In the long four years since Hunter Biden’s name first became associated with political scandal, the main strategy for the president’s son has been to try and stay out of the spotlight as much as possible. But with Republicans in control of the House and eager to investigate his finances, that plan is changing.

In a series of letters on Wednesday, Biden’s lead attorney wrote to the Justice Department to encourage its national security division to investigate those responsible for disseminating the personal data on Biden’s laptop. This cache, of course, was made public in the final days of the 2020 election in a failed bid to help Donald Trump’s reelection prospects. In a letter to the Delaware attorney general and the DOJ, attorney Abbe Lowell (who represented Jared Kushner during the Russia investigation) asked the authorities to investigate Trump allies such as Rudy Giuliani and Steve Bannon, who helped circulate the laptop’s contents in conservative media. Also named were Bannon aide Jack Maxey, Giuliani’s attorney Robert Costello, and John Paul Mac Isaac, the owner of the computer-repair shop in Delaware where Biden left his laptop. (All accused parties have denied wrongdoing with an attorney for Mac Isaac saying that “the only thing I see is a privileged person hiring yet another high-priced attorney to redirect attention away from his own unlawful actions.”)

Other attorneys for Biden are trying more direct approaches as well, writing to Tucker Carlson and Fox News to demand a retraction of what they call false statements or they’ll face a defamation suit.
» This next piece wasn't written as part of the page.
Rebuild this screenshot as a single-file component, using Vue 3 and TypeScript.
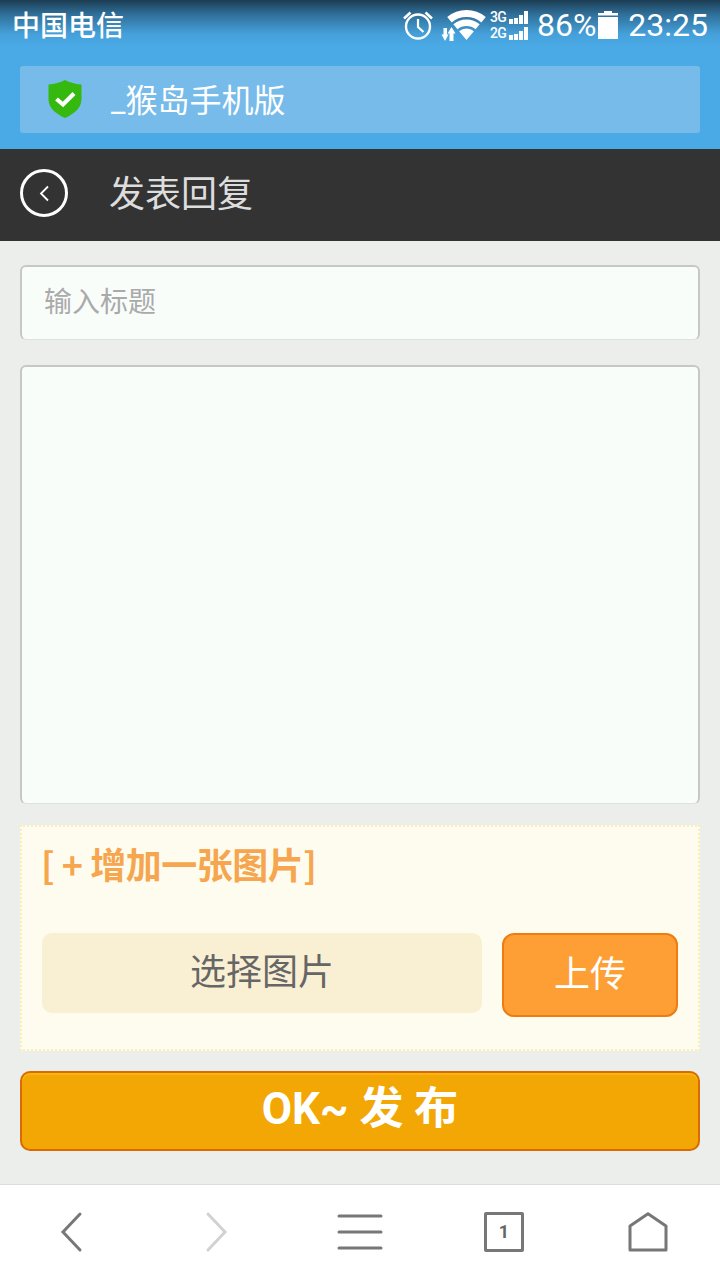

The attorneys pointed to a Carlson segment from last month in which he claimed that Biden paid $50,000 in rent to his father as a way to funnel money to his dad. The allegation, which has been debunked, was retracted by other conservative outlets such as the Daily Caller, but no correction has run on Fox News to date.

Biden’s attorneys also went after other conservative figures, including Garrett Ziegler, a former Trump-administration staffer turned activist. Through his nonprofit group, Marco Polo, Ziegler informed conservative tabloids that Biden’s texts showed that he threatened not to pay an assistant unless she had sex with him. Biden’s lawyers wrote to the IRS to contest Marco Polo’s nonprofit status, claiming that the group’s political activity violates its tax-exempt status.

As is usual with Hunter Biden, his new legal strategy puts him in a complicated spot. The attempt by the president’s son to convince an independent Justice Department to go after the people that exposed his personal life is unlikely to succeed given that the DOJ has had years to consider the matter on its own. And while it may convince some conservative-media figures to stop treating him like a punching bag for all occasions, it will also surely amplify calls on the right that he is using the government, through his father, to do his own bidding. It’s not as if he is clear of trouble, either: The DOJ was investigating him last year for tax evasion and lying on a firearms purchasing form when he answered that he had never used illegal drugs.